Diana dos Santos, Flora's company president, challenges the notion that any part of El Charcote could be regarded as idle land. "We have 90,000 head of cattle, divided among our 14 ranches," Ms dos Santos said. "On average, we send 22,000 head for slaughter each year, and produce 120,000 calves."

But 90 per cent of El Charcote's fields have now been invaded by squatters, who burn the pastures, cut down trees and kill the wildlife. Beef production has slumped to less than a third of its 1999 level, the company says. The invaders have built ramshackle huts and planted a variety of crops, from yams and tomatoes to rice and watermelon. But they say their fences are cut in the night and the cattle trample their plots.

A devotee of Che Guevara T-shirts, the bearded Alexis Ortiz is among the radical promoters of the land decrees, and a key member of the "high-level commission" that is studying the "intervened" ranches. He has already announced to the press that land studies have already determined more than a third of El Charcote really belonged not to Vesteys but to the Venezuelan state.

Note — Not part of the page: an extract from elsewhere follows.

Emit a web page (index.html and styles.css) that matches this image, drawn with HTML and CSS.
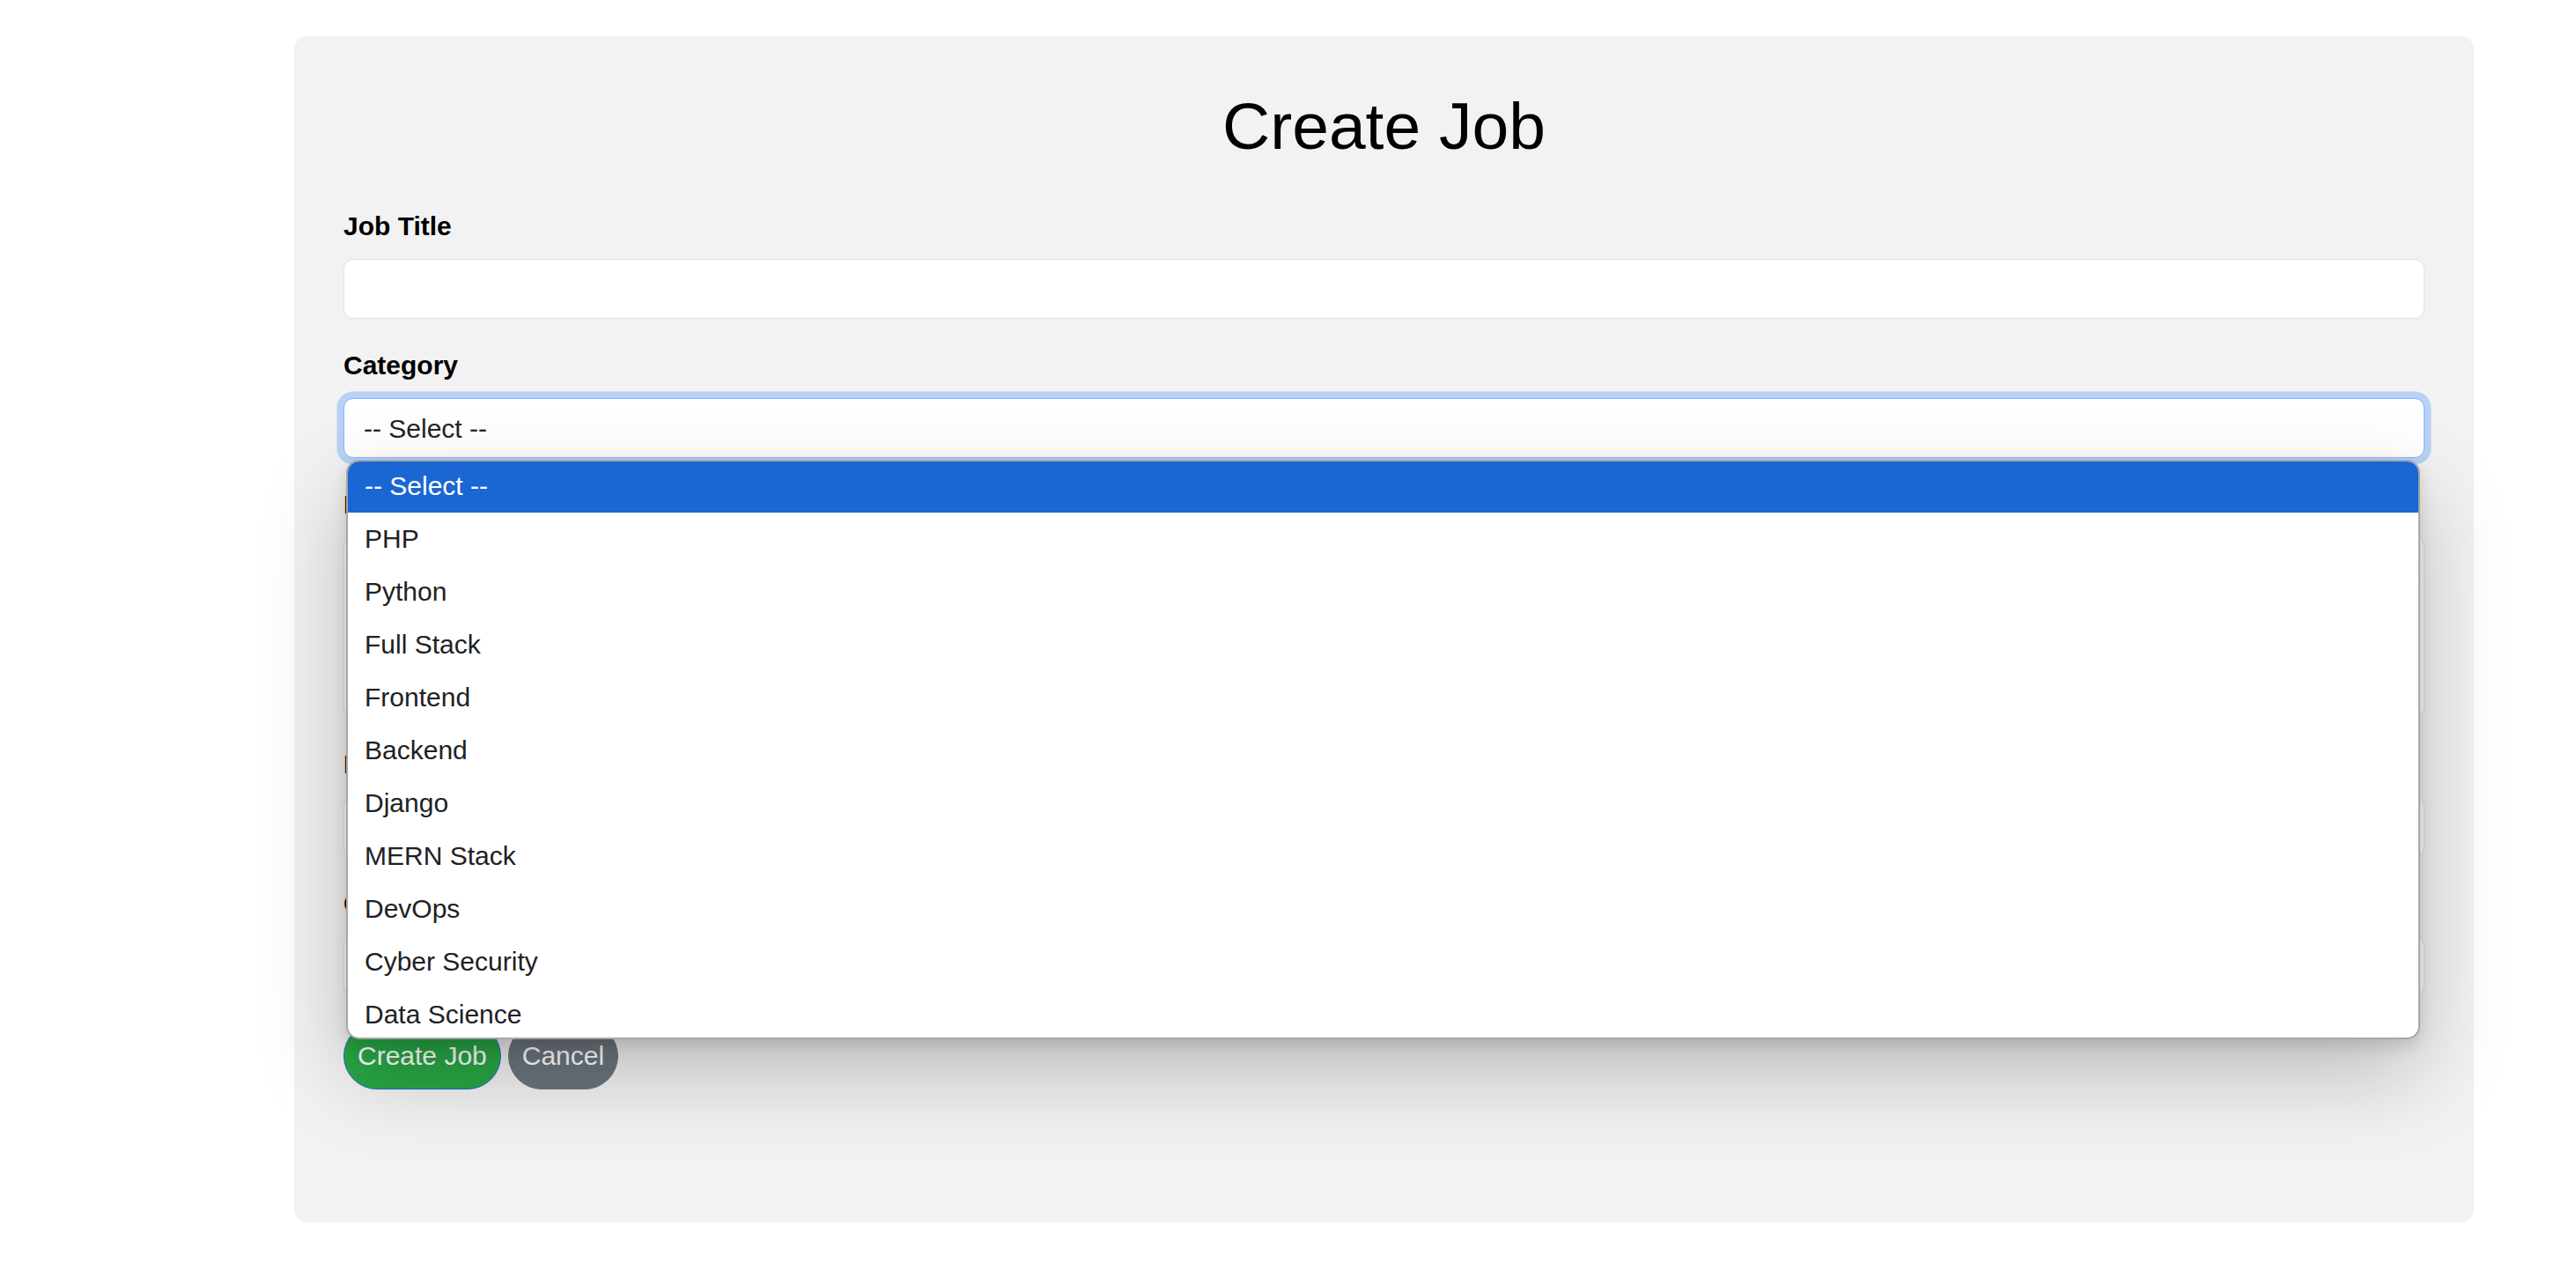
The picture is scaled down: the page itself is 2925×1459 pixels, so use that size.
FILE: index.html
```html
<!DOCTYPE html>
<html lang="en">
<head>
<meta charset="utf-8">
<title>Create Job</title>
<link rel="stylesheet" href="styles.css">
</head>
<body>
<div class="page">
  <div class="card">
    <h1 class="title">Create Job</h1>
    <form class="form">
      <div class="group">
        <label class="label" for="title">Job Title</label>
        <input class="field" id="title" type="text">
      </div>
      <div class="group">
        <label class="label" for="category">Category</label>
        <select class="field select" id="category">
          <option>-- Select --</option>
          <option>PHP</option>
          <option>Python</option>
        </select>
      </div>
      <div class="group">
        <label class="label" for="desc">Description</label>
        <textarea class="field area" id="desc"></textarea>
      </div>
      <div class="group">
        <label class="label" for="loc">Location</label>
        <input class="field" id="loc" type="text">
      </div>
      <div class="group">
        <label class="label" for="comp">Company</label>
        <input class="field" id="comp" type="text">
      </div>
      <div class="actions">
        <button type="button" class="btn btn-success">Create Job</button>
        <button type="button" class="btn btn-secondary">Cancel</button>
      </div>
    </form>

    <ul class="popup">
      <li class="opt selected">-- Select --</li>
      <li class="opt">PHP</li>
      <li class="opt">Python</li>
      <li class="opt">Full Stack</li>
      <li class="opt">Frontend</li>
      <li class="opt">Backend</li>
      <li class="opt">Django</li>
      <li class="opt">MERN Stack</li>
      <li class="opt">DevOps</li>
      <li class="opt">Cyber Security</li>
      <li class="opt">Data Science</li>
    </ul>
  </div>
</div>
</body>
</html>
```

FILE: styles.css
```css
html, body {
  margin: 0;
  padding: 0;
  background: #ffffff;
}

body {
  font-family: "Liberation Sans", Arial, sans-serif;
  color: #212529;
}

.page {
  padding: 41px 116px 0 334px;
}

.card {
  position: relative;
  box-sizing: border-box;
  height: 1347px;
  padding: 57px 56px 56px;
  background: #f2f2f2;
  border-radius: 15px;
}

.title {
  margin: 0 0 46px;
  font-size: 75px;
  line-height: 90px;
  font-weight: 400;
  text-align: center;
  color: #000;
}

.form {
  margin: 0;
}

.group {
  margin-bottom: 30px;
}

.label {
  display: block;
  margin-bottom: 15px;
  font-size: 30px;
  line-height: 45px;
  font-weight: 700;
  color: #000;
}

.field {
  display: block;
  box-sizing: border-box;
  width: 100%;
  height: 68px;
  margin: 0;
  padding: 0 22px;
  border: 1px solid #dee2e6;
  border-radius: 11px;
  background: #fff;
  font-family: "Liberation Sans", Arial, sans-serif;
  font-size: 30px;
  color: #212529;
  outline: none;
}

.select {
  -webkit-appearance: none;
  appearance: none;
  border-color: #86b7fe;
  box-shadow: 0 0 0 7.5px rgba(13, 110, 253, 0.25);
}

.area {
  height: 205px;
  resize: none;
}

.actions {
  display: flex;
  gap: 8px;
  margin-top: 8px;
}

.btn {
  box-sizing: border-box;
  height: 76px;
  padding: 0 15px;
  border: 1px solid transparent;
  border-radius: 38px;
  font-family: "Liberation Sans", Arial, sans-serif;
  font-size: 30px;
  color: #fff;
  cursor: pointer;
}

.btn-success {
  background: #28a745;
  border-color: #2569d8;
}

.btn-secondary {
  background: #6c757d;
  border-color: #6c757d;
}

/* open dropdown list of the Category select */
.popup {
  position: absolute;
  left: 59px;
  top: 481px;
  box-sizing: border-box;
  width: 2355px;
  height: 658px;
  margin: 0;
  padding: 0;
  list-style: none;
  overflow: hidden;
  background: #fff;
  border: 2px solid #a6a6a6;
  border-radius: 15px;
  box-shadow: 0 8px 18px rgba(0, 0, 0, 0.12), 0 40px 100px rgba(0, 0, 0, 0.22);
}

.opt {
  box-sizing: border-box;
  height: 60px;
  padding-left: 19px;
  font-size: 30px;
  line-height: 60px;
  color: #202124;
  white-space: nowrap;
}

.opt:first-child {
  margin-top: -2px;
}

.selected {
  background: #1a67d3;
  color: #fff;
}
```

Diana dos Santos told The Independent that the commission had yet to inform the company about these findings. "We prefer not to make any statements until the commission finishes its work," she said. That verdict, expected within weeks, is unlikely to favour Ms Dos Santos. The government is insisting large landowners must play their part in Mr Chávez's plan to end poverty.

The British embassy has called for the law to be applied "impartially and transparently", and the President has given assurances that the Vestey Group's legal rights will be respected. Lord Vestey himself said recently that he intended the group's association with Venezuela to continue.